Gesetz soll Sozialsystem schütze Immer mehr EU-Ausländer klagen bei Kommunen Sozialhilfe ein

Berlin · Die Bundesregierung will EU-Ausländern den Zugang zum deutschen Sozialsystem erschweren und damit den möglichen Missbrauch von Sozialleistungen begrenzen. Grüne und Gewerkschaften sind gegen den Gesetzesentwurf.

 Ein neues Gesetz soll den Anspruch auf Sozialleistungen für EU-Ausländer in Deutschland stark beschränken.

Ein neues Gesetz soll den Anspruch auf Sozialleistungen für EU-Ausländer in Deutschland stark beschränken.

Foto: dpa, rhi pzi fux fdt

Immer mehr Bürger aus anderen EU-Staaten kommen nach Deutschland und fordern Sozialhilfeleistungen ein. Nach Auskunft des Deutschen Städtetags ist die Zahl innerhalb eines Jahres deutlich gestiegen. "Aus vielen Städten wird berichtet, dass EU-Angehörige unter Berufung auf die Urteile des Bundessozialgerichts Sozialhilfeleistungen einfordern und einklagen", sagte der Hauptgeschäftsführer des Städtetags, Helmut Dedy, unserer Redaktion. Die Städte begrüßten daher die Pläne der Bundesregierung, den Anspruch von EU-Bürgern auf deutsche Sozialleistungen zu begrenzen. "Wir brauchen dieses Gesetz jetzt rasch, damit die Kommunen nicht weiter zusätzliche Sozialausgaben schultern müssen", forderte Dedy.

In einem Aufsehen erregenden Urteil Ende vergangenen Jahres hatte das Bundessozialgericht EU-Bürgern einen Anspruch auf Sozialhilfe in Deutschland nach einem "verfestigten" Aufenthalt von mindestens sechs Monaten zugesprochen, auch wenn sie vorher nicht gearbeitet hatten.

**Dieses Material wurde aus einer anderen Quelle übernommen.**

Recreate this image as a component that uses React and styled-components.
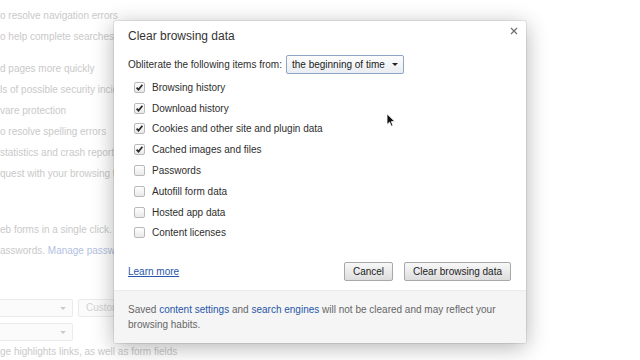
import React from 'react';
import styled, { createGlobalStyle } from 'styled-components';

const GlobalStyle = createGlobalStyle`
  html, body {
    margin: 0;
    padding: 0;
    background: #ffffff;
  }
  body {
    font-family: 'Liberation Sans', Helvetica, Arial, sans-serif;
  }
`;

const Page = styled.div`
  position: relative;
  width: 640px;
  height: 360px;
  overflow: hidden;
  background: #ffffff;
`;

// faded settings page behind the dialog
const Backdrop = styled.div`
  display: flex;
  flex-direction: column;
  padding-top: 5px;
  color: #c9c9c9;
  font-size: 10px;
  white-space: nowrap;
`;

const BgGroup = styled.div`
  display: flex;
  flex-direction: column;
  margin-top: ${props => props.$gap || 0}px;
`;

const BgLine = styled.div`
  height: ${props => props.$h || 21}px;
  line-height: ${props => props.$h || 21}px;
`;

const BgLink = styled.span`
  color: #b3bfdf;
`;

const BgControls = styled.div`
  display: flex;
  gap: 5px;
  margin-top: ${props => props.$gap || 0}px;
`;

const BgSelect = styled.div`
  position: relative;
  box-sizing: border-box;
  width: 73px;
  height: 18px;
  border: 1px solid #ebebeb;
  border-left: none;
  border-radius: 0 2px 2px 0;
  background: #fbfbfb;

  &::after {
    content: '';
    position: absolute;
    right: 6px;
    top: 7px;
    border-left: 3px solid transparent;
    border-right: 3px solid transparent;
    border-top: 3px solid #c9c9c9;
  }
`;

const BgButton = styled.div`
  box-sizing: border-box;
  height: 18px;
  padding: 0 7px;
  line-height: 16px;
  border: 1px solid #ebebeb;
  border-radius: 2px;
  background: #fbfbfb;
  color: #d2d2d2;
`;

const Dialog = styled.div`
  position: absolute;
  left: 114px;
  top: 21px;
  width: 412px;
  height: 322px;
  box-sizing: border-box;
  display: flex;
  flex-direction: column;
  background: #ffffff;
  border-radius: 2px;
  box-shadow: 0 0 0 1px rgba(0, 0, 0, 0.08), 0 4px 22px rgba(0, 0, 0, 0.3);
  overflow: hidden;
  color: #2e2e2e;
  font-size: 10px;
`;

const Main = styled.div`
  flex: 1;
  display: flex;
  flex-direction: column;
  padding: 7px 15px 9px 14px;
`;

const Title = styled.h1`
  margin: 0;
  height: 16px;
  line-height: 16px;
  font-size: 12px;
  font-weight: normal;
  color: #333;
`;

const CloseButton = styled.button`
  position: absolute;
  right: 8px;
  top: 6px;
  width: 8px;
  height: 8px;
  padding: 0;
  border: none;
  background: transparent;
  display: flex;
`;

const TimeRow = styled.div`
  display: flex;
  align-items: center;
  gap: 4px;
  margin-top: 11px;
  height: 19px;
`;

const Select = styled.div`
  display: flex;
  align-items: center;
  gap: 7px;
  box-sizing: border-box;
  height: 19px;
  padding: 0 5px 0 5px;
  border: 1px solid #8ea6c6;
  border-radius: 2px;
  background: linear-gradient(#fdfdfd, #e9ecf1);
  color: #1a1a1a;
`;

const Arrow = styled.span`
  width: 0;
  height: 0;
  border-left: 3.5px solid transparent;
  border-right: 3.5px solid transparent;
  border-top: 3.5px solid #222;
`;

const CheckList = styled.div`
  display: flex;
  flex-direction: column;
  margin-top: 3px;
`;

const CheckRow = styled.label`
  display: flex;
  align-items: center;
  gap: 7px;
  height: 20.8px;
  padding-left: 6px;
`;

const Box = styled.span`
  box-sizing: border-box;
  width: 11px;
  height: 11px;
  border: 1px solid #b9b9b9;
  border-radius: 2px;
  background: linear-gradient(#fefefe, #e9e9e9);
  display: flex;
  align-items: center;
  justify-content: center;
`;

const Actions = styled.div`
  margin-top: auto;
  display: flex;
  align-items: center;
  gap: 11px;
  height: 19px;
`;

const Link = styled.a`
  color: #2856a8;
  text-decoration: ${props => (props.$underline ? 'underline' : 'none')};
  cursor: pointer;
`;

const LearnMore = styled(Link)`
  margin-right: auto;
`;

const Button = styled.button`
  box-sizing: border-box;
  height: 19px;
  padding: 0 8px;
  border: 1px solid #a8a8a8;
  border-radius: 2px;
  background: linear-gradient(#f8f8f8, #dddddd);
  font-family: inherit;
  font-size: 10px;
  color: #222;
`;

const Footer = styled.div`
  height: 53px;
  box-sizing: border-box;
  padding: 11px 14px 0 14px;
  background: #f5f5f5;
  border-top: 1px solid #ebebeb;
  color: #666;
  line-height: 15px;
`;

const Cursor = styled.svg`
  position: absolute;
  left: 386px;
  top: 113px;
`;

const items = [
  ['Browsing history', true],
  ['Download history', true],
  ['Cookies and other site and plugin data', true],
  ['Cached images and files', true],
  ['Passwords', false],
  ['Autofill form data', false],
  ['Hosted app data', false],
  ['Content licenses', false],
];

const CheckBox = ({ checked }) => (
  <Box>
    {checked && (
      <svg width="9" height="9" viewBox="0 0 9 9">
        <path d="M1.6 4.6 L3.5 6.6 L7.4 1.8" fill="none" stroke="#2a2a2a" strokeWidth="1.7" />
      </svg>
    )}
  </Box>
);

export default function App() {
  return (
    <Page>
      <GlobalStyle />
      <Backdrop>
        <BgGroup>
          <BgLine>o resolve navigation errors</BgLine>
          <BgLine>o help complete searches</BgLine>
        </BgGroup>
        <BgGroup $gap={11}>
          <BgLine>d pages more quickly</BgLine>
          <BgLine>ls of possible security incidents</BgLine>
          <BgLine>vare protection</BgLine>
          <BgLine>o resolve spelling errors</BgLine>
          <BgLine>statistics and crash reports</BgLine>
          <BgLine>quest with your browsing traffic</BgLine>
        </BgGroup>
        <BgGroup $gap={35}>
          <BgLine>eb forms in a single click.</BgLine>
          <BgLine>
            asswords. <BgLink>Manage passwords</BgLink>
          </BgLine>
        </BgGroup>
        <BgControls $gap={38}>
          <BgSelect />
          <BgButton>Customize fonts...</BgButton>
        </BgControls>
        <BgControls $gap={6}>
          <BgSelect />
        </BgControls>
        <BgGroup $gap={4}>
          <BgLine $h={14}>ge highlights links, as well as form fields</BgLine>
        </BgGroup>
      </Backdrop>

      <Dialog>
        <CloseButton aria-label="Close">
          <svg width="8" height="8" viewBox="0 0 8 8">
            <path d="M1 1 L7 7 M7 1 L1 7" stroke="#6f6f6f" strokeWidth="1.2" />
          </svg>
        </CloseButton>
        <Main>
          <Title>Clear browsing data</Title>
          <TimeRow>
            <span>Obliterate the following items from:</span>
            <Select>
              <span>the beginning of time</span>
              <Arrow />
            </Select>
          </TimeRow>
          <CheckList>
            {items.map(([label, checked]) => (
              <CheckRow key={label}>
                <CheckBox checked={checked} />
                <span>{label}</span>
              </CheckRow>
            ))}
          </CheckList>
          <Actions>
            <LearnMore $underline>Learn more</LearnMore>
            <Button>Cancel</Button>
            <Button>Clear browsing data</Button>
          </Actions>
        </Main>
        <Footer>
          Saved <Link>content settings</Link> and <Link>search engines</Link> will not be cleared and may reflect your
          <br />
          browsing habits.
        </Footer>
      </Dialog>

      <Cursor width="10" height="14" viewBox="0 0 10 14">
        <path d="M1 0.8 L1 11.5 L3.6 9.2 L5.4 13.2 L7 12.5 L5.3 8.6 L8.8 8.6 Z" fill="#111" stroke="#fff" strokeWidth="0.8" />
      </Cursor>
    </Page>
  );
}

Das Urteil löste in den Kommunen, die für die Sozialhilfe aufkommen müssen, große Befürchtungen aus. Arbeitsministerin Andrea Nahles (SPD) hatte daraufhin ein Gesetz angekündigt, das den Sozialhilfeanspruch von EU-Bürgern einschränken soll. Nach Verzögerungen kommt es am Dienstag ins Kabinett. Es sieht vor, dass EU-Bürger für fünf Jahre von Hartz-IV- und Sozialhilfeleistungen ausgeschlossen sein sollen, wenn sie nicht durch eigene Arbeit Ansprüche erworben haben.

"Angesichts der Herausforderungen für die Städte durch die Aufnahme von Flüchtlingen würde es die Integrationsmöglichkeiten, aber auch die finanzielle Leistungsfähigkeit der Städte zusätzlich belasten, wenn die Auslegung des Bundessozialgerichtes nicht korrigiert wird", sagte Dedy. Die Fünf-Jahres-Schwelle sei richtig, sagte der Hauptgeschäftsführer des Landkreistages, Hans-Günter Henneke. "Nach dieser Zeit kann nämlich auch eine aufenthaltsrechtliche Niederlassungserlaubnis erteilt werden", sagte Henneke.

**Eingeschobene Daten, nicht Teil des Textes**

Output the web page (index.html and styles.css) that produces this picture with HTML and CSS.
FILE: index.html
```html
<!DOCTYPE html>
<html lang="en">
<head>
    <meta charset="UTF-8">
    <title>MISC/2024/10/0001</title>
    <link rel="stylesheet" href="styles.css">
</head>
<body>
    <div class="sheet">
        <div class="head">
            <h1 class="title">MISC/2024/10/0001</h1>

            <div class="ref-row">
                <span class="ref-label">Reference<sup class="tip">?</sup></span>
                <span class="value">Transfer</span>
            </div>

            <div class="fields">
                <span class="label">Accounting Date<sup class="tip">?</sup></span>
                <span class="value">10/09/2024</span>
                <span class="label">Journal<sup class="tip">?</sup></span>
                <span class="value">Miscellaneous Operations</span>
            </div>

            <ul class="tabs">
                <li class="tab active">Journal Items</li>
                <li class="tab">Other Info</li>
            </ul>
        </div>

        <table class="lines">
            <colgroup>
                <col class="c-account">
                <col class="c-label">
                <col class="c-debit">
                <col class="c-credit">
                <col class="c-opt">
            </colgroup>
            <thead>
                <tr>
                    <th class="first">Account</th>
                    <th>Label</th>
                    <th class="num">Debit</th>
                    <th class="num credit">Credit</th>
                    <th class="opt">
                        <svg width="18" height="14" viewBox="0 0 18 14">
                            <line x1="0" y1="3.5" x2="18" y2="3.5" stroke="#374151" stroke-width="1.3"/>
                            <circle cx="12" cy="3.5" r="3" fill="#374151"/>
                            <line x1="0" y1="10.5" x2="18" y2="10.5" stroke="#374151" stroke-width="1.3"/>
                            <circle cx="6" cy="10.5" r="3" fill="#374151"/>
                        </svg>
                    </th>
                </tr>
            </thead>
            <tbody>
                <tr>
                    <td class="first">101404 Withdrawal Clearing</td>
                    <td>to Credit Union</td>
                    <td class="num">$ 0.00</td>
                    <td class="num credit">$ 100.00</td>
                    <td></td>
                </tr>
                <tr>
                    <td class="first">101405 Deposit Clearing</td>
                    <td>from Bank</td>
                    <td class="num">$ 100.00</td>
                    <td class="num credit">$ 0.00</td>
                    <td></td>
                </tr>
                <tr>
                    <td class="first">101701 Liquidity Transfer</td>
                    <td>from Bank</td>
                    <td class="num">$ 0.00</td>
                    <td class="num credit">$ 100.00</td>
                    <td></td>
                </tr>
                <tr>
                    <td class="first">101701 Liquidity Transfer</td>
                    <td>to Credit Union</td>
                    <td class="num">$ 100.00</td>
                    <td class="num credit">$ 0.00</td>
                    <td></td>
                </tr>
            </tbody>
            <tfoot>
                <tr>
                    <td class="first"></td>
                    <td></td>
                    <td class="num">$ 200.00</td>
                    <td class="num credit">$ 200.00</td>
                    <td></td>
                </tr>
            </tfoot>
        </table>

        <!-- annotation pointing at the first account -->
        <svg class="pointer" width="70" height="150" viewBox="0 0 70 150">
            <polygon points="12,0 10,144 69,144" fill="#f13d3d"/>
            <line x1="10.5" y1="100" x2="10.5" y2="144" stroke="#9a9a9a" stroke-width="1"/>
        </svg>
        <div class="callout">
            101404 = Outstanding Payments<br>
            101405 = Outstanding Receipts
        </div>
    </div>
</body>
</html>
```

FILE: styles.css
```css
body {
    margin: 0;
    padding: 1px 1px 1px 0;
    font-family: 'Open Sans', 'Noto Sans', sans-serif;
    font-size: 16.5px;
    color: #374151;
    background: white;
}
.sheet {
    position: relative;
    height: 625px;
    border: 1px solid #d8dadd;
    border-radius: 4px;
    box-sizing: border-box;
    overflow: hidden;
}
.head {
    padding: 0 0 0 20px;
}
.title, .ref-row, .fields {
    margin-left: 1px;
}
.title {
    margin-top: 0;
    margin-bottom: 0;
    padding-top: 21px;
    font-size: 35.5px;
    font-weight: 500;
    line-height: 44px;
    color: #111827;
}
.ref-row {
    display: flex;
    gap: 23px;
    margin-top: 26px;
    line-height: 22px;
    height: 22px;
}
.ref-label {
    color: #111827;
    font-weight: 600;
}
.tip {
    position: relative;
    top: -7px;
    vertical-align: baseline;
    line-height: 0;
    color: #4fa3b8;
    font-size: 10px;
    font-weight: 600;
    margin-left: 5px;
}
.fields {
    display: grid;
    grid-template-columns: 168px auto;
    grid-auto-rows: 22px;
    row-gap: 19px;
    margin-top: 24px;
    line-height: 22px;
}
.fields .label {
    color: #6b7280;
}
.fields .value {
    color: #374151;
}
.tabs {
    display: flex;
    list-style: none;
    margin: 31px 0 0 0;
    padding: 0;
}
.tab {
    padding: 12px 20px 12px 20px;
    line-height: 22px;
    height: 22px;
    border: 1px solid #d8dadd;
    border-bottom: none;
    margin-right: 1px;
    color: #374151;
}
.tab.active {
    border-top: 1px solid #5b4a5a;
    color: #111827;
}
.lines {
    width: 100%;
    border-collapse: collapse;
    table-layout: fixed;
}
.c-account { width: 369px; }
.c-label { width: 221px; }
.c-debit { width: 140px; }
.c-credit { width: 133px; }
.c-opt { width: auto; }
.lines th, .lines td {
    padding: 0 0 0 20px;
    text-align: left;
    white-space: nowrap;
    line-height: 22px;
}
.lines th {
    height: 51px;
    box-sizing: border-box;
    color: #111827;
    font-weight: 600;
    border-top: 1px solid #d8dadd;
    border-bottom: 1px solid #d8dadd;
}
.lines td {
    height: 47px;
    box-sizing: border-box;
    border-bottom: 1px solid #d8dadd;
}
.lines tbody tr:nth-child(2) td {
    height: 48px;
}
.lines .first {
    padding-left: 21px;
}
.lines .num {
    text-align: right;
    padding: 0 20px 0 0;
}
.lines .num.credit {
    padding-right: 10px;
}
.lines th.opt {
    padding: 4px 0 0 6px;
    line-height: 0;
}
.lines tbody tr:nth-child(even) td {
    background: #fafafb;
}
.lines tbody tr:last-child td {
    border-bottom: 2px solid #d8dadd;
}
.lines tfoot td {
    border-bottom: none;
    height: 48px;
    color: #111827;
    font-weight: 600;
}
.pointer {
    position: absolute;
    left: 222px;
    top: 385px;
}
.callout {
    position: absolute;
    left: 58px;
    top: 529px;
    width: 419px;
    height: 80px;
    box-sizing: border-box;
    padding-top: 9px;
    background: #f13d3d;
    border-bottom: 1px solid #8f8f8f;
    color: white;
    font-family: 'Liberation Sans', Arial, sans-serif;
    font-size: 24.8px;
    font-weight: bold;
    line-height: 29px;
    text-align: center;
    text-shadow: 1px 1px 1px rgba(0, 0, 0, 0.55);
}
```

Nach Einschätzung der Bundesregierung ist das Vorhaben europarechtskompatibel, da der Europäische Gerichtshof den Mitgliedsländern in mehreren Urteilen erlaubt hat, seine Sozialsysteme vor Missbrauch zu schützen. Ein Rechtsgutachten im Auftrag des Deutschen Gewerkschaftsbundes hatte die Pläne allerdings als verfassungswidrig eingestuft, weil sie gegen Artikel 1 des Grundgesetzes verstoßen würden, der das Recht auf Sicherung einer menschenwürdigen Existenz in Deutschland garantiert.

Die Grünen kritisierten das Gesetz. "Die Pläne von Frau Nahles widersprechen dem Prinzip der Arbeitnehmerfreizügigkeit in der EU", so Grünen-Politikerin Brigitte Pothmer. "Wir wollen stattdessen, dass ein EU-Ausländer, der nachweisen kann, dass er wirklich auf Arbeitssuche in Deutschland ist und dabei Aussicht auf Erfolg hat, auch Anspruch auf Hartz IV haben soll."